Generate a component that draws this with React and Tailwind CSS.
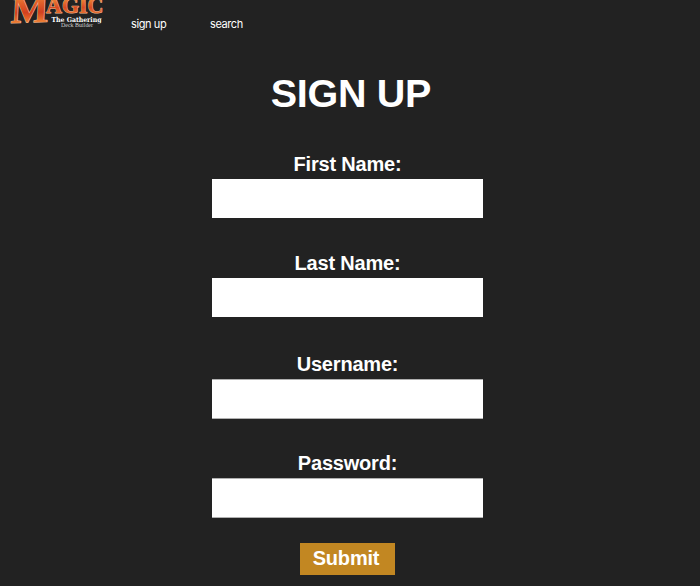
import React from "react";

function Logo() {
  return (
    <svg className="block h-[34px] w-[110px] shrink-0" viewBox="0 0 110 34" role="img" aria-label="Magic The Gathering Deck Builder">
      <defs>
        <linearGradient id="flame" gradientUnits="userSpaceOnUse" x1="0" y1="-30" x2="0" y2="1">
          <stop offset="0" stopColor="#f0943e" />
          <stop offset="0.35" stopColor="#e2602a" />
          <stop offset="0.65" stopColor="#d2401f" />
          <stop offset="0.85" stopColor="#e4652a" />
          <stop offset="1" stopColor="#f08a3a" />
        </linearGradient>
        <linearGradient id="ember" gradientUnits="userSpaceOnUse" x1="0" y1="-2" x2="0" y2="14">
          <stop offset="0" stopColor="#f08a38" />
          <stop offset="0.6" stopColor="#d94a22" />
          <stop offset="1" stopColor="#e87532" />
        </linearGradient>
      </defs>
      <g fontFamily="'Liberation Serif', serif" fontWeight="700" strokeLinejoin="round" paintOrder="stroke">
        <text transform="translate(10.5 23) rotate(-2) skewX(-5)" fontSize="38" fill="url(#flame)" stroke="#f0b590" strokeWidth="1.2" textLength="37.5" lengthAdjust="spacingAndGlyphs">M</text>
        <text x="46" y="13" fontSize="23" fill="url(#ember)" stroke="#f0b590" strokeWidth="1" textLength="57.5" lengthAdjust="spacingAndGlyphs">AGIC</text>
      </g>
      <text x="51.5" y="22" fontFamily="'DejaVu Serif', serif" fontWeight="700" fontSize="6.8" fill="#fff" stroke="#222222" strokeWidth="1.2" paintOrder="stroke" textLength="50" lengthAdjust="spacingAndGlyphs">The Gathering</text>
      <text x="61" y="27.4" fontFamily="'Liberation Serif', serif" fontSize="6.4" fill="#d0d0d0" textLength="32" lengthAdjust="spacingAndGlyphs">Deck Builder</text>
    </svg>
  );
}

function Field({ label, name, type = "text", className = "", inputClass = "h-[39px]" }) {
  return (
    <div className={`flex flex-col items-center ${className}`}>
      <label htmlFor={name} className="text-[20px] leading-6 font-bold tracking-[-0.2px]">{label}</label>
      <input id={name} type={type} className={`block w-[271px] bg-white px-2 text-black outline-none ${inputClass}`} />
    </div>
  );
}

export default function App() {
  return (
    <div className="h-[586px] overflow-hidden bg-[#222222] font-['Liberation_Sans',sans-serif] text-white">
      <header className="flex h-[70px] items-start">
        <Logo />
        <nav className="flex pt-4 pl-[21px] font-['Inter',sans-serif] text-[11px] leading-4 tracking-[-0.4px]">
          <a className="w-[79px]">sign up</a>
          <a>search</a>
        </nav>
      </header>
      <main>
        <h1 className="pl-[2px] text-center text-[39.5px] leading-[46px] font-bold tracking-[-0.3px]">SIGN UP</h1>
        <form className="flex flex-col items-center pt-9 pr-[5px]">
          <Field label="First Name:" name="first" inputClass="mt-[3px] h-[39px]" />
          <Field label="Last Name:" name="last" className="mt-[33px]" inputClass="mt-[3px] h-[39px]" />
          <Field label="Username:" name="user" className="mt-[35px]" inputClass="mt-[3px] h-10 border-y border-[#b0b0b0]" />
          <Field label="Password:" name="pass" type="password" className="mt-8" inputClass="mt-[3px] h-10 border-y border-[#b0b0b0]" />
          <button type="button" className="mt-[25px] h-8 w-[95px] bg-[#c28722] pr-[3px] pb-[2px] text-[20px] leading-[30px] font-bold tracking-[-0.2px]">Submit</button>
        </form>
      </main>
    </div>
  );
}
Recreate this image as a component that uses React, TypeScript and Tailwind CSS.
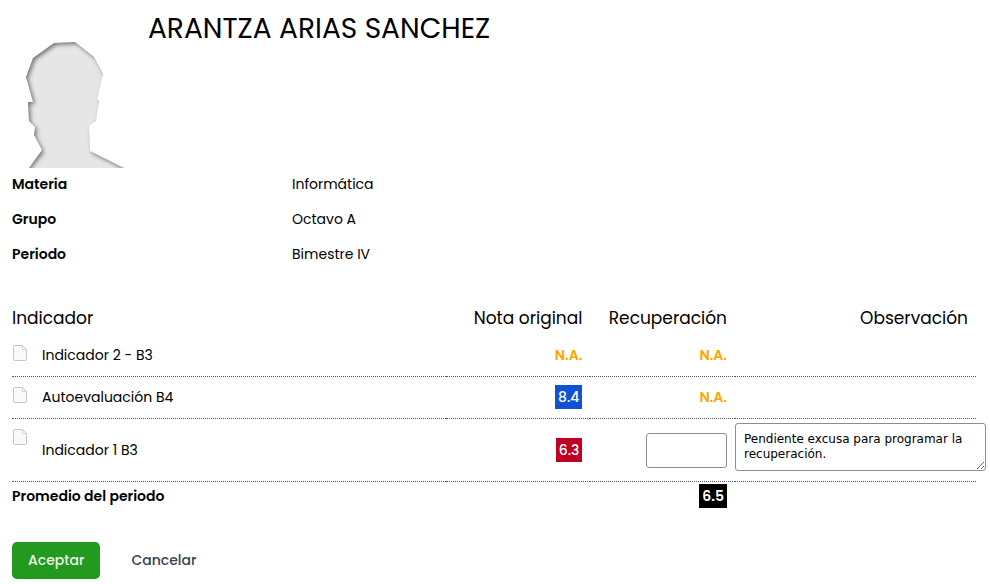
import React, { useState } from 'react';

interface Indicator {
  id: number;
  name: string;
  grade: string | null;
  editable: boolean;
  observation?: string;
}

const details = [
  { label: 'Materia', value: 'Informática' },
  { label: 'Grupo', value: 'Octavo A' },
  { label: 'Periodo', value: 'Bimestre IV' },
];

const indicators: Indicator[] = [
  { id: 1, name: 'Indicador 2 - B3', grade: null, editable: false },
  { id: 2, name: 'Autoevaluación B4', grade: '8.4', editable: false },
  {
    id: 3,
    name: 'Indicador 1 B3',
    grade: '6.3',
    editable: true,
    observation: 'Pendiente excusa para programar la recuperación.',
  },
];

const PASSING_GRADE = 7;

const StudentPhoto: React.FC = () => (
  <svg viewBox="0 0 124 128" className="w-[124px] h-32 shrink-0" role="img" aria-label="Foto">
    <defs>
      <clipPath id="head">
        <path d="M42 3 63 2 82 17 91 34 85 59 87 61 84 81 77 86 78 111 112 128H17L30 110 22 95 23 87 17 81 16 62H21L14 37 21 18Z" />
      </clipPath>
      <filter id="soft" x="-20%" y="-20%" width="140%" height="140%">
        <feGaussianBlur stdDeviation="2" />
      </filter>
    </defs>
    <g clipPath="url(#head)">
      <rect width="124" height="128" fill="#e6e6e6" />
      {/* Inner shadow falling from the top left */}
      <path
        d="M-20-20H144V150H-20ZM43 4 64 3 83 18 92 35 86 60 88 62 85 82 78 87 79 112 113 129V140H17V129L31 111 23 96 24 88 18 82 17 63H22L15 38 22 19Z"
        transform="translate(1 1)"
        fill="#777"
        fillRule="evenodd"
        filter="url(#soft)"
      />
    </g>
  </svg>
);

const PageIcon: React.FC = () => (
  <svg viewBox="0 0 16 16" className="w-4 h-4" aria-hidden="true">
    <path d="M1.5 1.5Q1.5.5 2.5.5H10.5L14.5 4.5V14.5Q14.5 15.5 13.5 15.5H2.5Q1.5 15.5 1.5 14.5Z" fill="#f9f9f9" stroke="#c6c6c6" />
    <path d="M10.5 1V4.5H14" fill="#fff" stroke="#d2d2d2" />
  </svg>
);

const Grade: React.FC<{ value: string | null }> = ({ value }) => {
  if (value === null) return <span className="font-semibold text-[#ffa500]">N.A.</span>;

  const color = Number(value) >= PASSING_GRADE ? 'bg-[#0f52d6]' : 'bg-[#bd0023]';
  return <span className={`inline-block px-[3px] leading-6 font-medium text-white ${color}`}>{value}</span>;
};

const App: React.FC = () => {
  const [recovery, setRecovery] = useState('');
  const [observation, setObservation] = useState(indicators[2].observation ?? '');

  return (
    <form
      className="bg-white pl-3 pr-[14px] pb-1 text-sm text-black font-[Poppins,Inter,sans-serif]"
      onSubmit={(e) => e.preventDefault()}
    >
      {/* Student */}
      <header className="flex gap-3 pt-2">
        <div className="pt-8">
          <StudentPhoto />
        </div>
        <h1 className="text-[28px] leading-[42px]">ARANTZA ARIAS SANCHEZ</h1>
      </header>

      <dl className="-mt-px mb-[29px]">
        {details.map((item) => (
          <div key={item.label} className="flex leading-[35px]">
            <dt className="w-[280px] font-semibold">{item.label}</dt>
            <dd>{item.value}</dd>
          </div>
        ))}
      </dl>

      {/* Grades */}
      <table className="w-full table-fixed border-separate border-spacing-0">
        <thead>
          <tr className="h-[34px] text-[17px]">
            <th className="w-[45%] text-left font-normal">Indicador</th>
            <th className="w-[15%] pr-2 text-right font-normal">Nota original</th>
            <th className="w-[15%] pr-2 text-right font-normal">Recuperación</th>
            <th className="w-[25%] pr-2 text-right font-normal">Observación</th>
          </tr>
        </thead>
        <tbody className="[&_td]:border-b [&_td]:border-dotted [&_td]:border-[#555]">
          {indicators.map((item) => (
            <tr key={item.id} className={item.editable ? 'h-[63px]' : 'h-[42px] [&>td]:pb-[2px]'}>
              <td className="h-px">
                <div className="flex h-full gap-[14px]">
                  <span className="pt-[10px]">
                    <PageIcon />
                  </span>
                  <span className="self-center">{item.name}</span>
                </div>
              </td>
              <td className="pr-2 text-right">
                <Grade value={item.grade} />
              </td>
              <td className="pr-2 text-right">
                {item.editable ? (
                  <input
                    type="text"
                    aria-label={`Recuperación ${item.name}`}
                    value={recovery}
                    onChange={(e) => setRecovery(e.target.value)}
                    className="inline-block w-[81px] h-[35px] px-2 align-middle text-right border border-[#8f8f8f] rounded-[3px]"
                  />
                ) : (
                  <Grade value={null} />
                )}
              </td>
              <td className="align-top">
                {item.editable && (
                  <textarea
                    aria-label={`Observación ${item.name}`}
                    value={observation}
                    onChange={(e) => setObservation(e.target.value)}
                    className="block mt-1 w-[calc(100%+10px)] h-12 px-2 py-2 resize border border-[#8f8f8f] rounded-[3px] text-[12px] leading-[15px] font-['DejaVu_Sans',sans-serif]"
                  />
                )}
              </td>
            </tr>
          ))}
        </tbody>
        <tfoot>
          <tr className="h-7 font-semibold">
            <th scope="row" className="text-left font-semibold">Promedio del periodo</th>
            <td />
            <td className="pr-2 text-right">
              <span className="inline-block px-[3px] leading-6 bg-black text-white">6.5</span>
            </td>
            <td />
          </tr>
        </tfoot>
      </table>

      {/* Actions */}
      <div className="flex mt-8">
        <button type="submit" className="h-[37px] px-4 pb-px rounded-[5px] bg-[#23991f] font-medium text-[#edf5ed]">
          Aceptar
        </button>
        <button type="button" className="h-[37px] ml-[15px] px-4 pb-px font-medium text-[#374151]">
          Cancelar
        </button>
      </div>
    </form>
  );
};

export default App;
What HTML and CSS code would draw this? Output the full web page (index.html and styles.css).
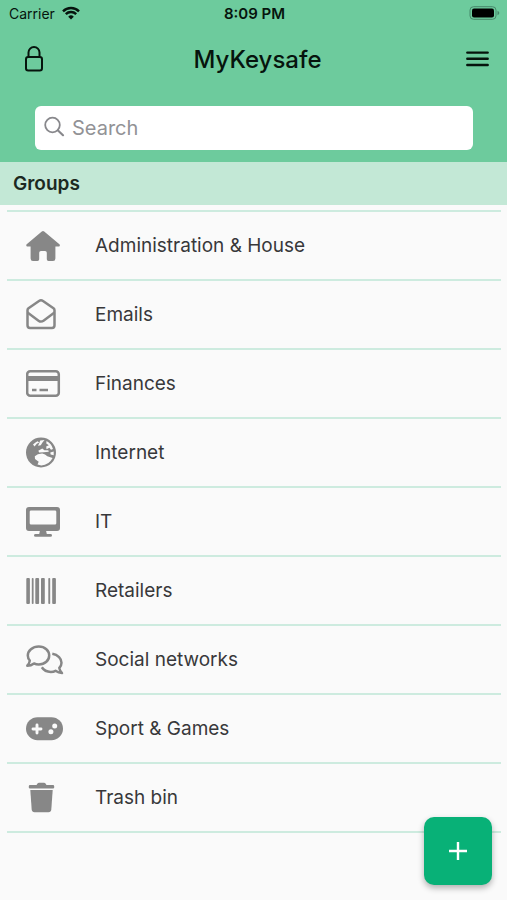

*Exercise instructions*. With all pictures left out, please transcribe exactly the lines from the start of the material through the line with "import React from".

*Correct answer*.
Generate a component that draws this with React and Tailwind CSS.
import React from "react";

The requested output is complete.